There is also a campsite in Jerusalem’s Peace Forest which has around 150 camping spots for more traditional do-it-yourself-style camping. Tents are available for rent or guests can bring their own. Stays cost roughly NIS 80 ($23) per person per night with tent and mattress rental, or NIS 55 ($16) without.
Itay Kadish Katz, who runs the Glamping Israel company, told The Times of Israel that he’s been in the tourist business since 2012 and is now seeing an increasing desire from tourist groups to get outside of the traditional hotel experience.
Katz’s glamping sites are mostly pop-ups, often in the north, the Arava or Dead Sea region, and configured to substitute for a luxury hotel. They frequently include not just nighttime accommodation, but a full tented kitchen and bar with a chef, a jacuzzi, and a lounge area for evening entertainment.
These stays can replace or be taken alongside luxury hotel stays, offering a different experience without any sacrifice of comfort or service.
Glow Camping pitches itself as similarly luxurious, offering spa treatments, yoga, Pilates, campfire musicians, cooking workshops, jeep tours, mountain biking, and off-road trips. The company prides itself on not leaving a trace behind after it dismantles its temporary campsites.
Reports suggest that the increased interest in glamping is a global phenomenon, with the market expected to be worth $5.94 billion by 2030. This growth is being driven by a revived interest in staycations during the COVID era, as well as increasing environmental concerns, bringing more people to turn to eco-tourism, which limits the impact of their vacations on the planet.
At the moment, booking.com offers 17 luxury campsites for rent in Israel, while Airbnb has 17 yurts and over 150 glamping options. They are mostly scattered through the north, the Negev, and particularly around Mitzpe Ramon and the Dead Sea.
Procuring land for a permanent glamping site is one of the biggest challenges for entrepreneurs. While a regular tent for a family can be purchased relatively inexpensively, tents used for glamping tend to be more sophisticated and start at around NIS 6,000 ($1,736) although they can cost considerably more. Not only do they have larger open spaces for bedrooms, but they also have a more complex structure to add height and improve ventilation. At the top end of the market, they may also require floor construction, an outside deck, and air-conditioning installation, and of course there’s a need for bathroom facilities. But they remain an affordable way for those who have some spare land to offer tourist accommodation.
Millennials and Gen-Zers are the groups most frequently seeking out this form of accommodation. Commenting on her stay at one of the Dead Sea glamping resorts, visitor Yessica says that “it was an excellent option for enjoying the Dead Sea in its most natural state, with a great view, in a place that had a super-relaxing feel,” while another guest comments that you can “relax at the bar with the most beautiful outlook to the mountains… the tents are nice and comfortable with everything you need.”

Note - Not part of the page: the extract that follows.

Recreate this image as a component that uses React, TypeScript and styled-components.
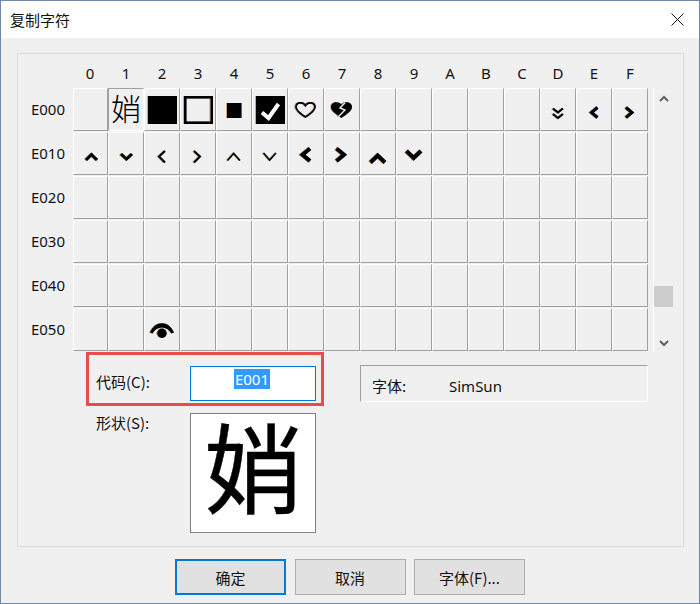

Ori Chalamish at Secret Israel sees a mix of Israelis and foreign tourists looking for new and different experiences. His clients are choosing glamping in place of renting more conventional holiday apartments, and range from extended families to singles and groups of friends. He sees glamping as a major growth area, and having worked both with pop-up campsites and permanent glamping locations, is currently focusing on a new development in the south of the country.
Urban rooftop glamping remains something of a rarity worldwide. Gag Eden joins a fairly exclusive club of sites in Melbourne, Manhattan, South Korea and Switzerland. But with some enterprising owners looking at offering long-term tent rentals on their roofs, it may only be a matter of time before we see more tourist accommodation available at roof level.